Whistleblowing protections in Australia: Here’s what you need to know
Fri 30 November 2018 - 9:45 amGeneral | Industry
It is not always easy to speak out when you see wrongdoing in your organisation – particularly when it could result in serious, well-funded litigation against your person. That is set to get easier in Australia thanks to new laws to protect whistleblowers who have seen businesses carrying out illegal or unethical activity, and want to set it right. The Treasury Laws Amendment Bill (2017) will, once in effect, enhance legal protections for whistleblowers who report bad corporate behaviour to various authorities like ASIC and the AFP. Most notable of these: protections for reporting of a far broader range of offences – essentially, anything that could result in a jail term of a year or more.
Apart from this, however, whistleblowers can also take a stand knowing they are protected by a range of other legal precedents and rulings in Australia. Here are some of the key things that every employee should know in case they spot wrongdoing in their organisation:
- The truth is never defamatory.
Whistleblowers often worry about the risk of being sued for defamation by the organisations they are seeking to expose. They are not wrong to do so. Defamation occurs when a person’s or organisation’s reputation is unfairly tarnished by someone with a motive for doing so – and whistleblowers certainly have motive, even if it may be a well-meaning one. This makes going to the media with allegations of wrongdoing a particularly risky move, even if it may be the only option for driving meaningful change.

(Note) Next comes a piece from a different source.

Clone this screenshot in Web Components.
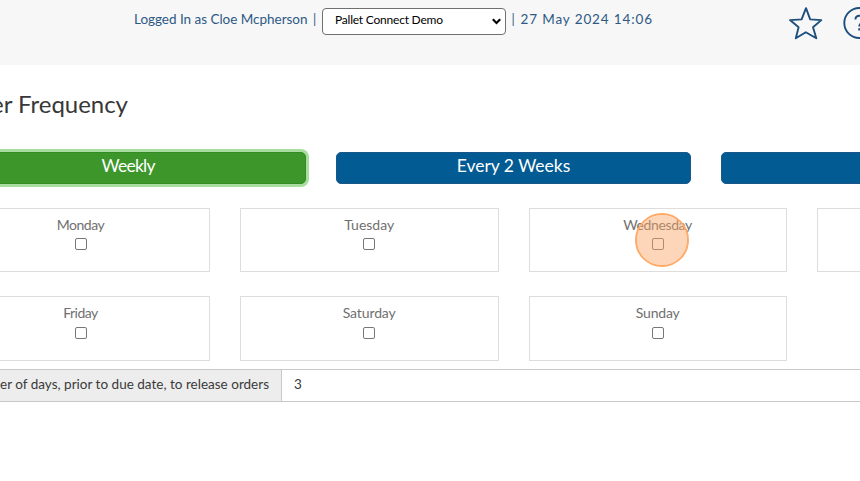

There is, however, one ironclad defence against defamation for whistleblowers: “you cannot sue if it is true”. If whistleblowers can muster enough evidence to guarantee their claims are true on the balance of probability, they are safe from defamatory counter-suits regardless of whether they go to the authorities or the media. Though you will certainly want to make sure your evidence is reliable and comprehensive.
Criminality is not subject to confidentiality.
If you report criminal activity in your organisation, does that constitute a breach of your non-disclosure agreement? Here, Australian law is extremely clear: it does not. In an English case dating back to 1856, which has often been followed in Australia, the Judge found:
“…there is no confidence as to the disclosure of iniquity. You cannot make me the
confidant of a crime or a fraud, and be entitled to close up my lips upon any secret
which you have the audacity to disclose to me relating to any fraudulent intention on
your part: such a confidence cannot exist.” (Gartside v. Outram, 1856)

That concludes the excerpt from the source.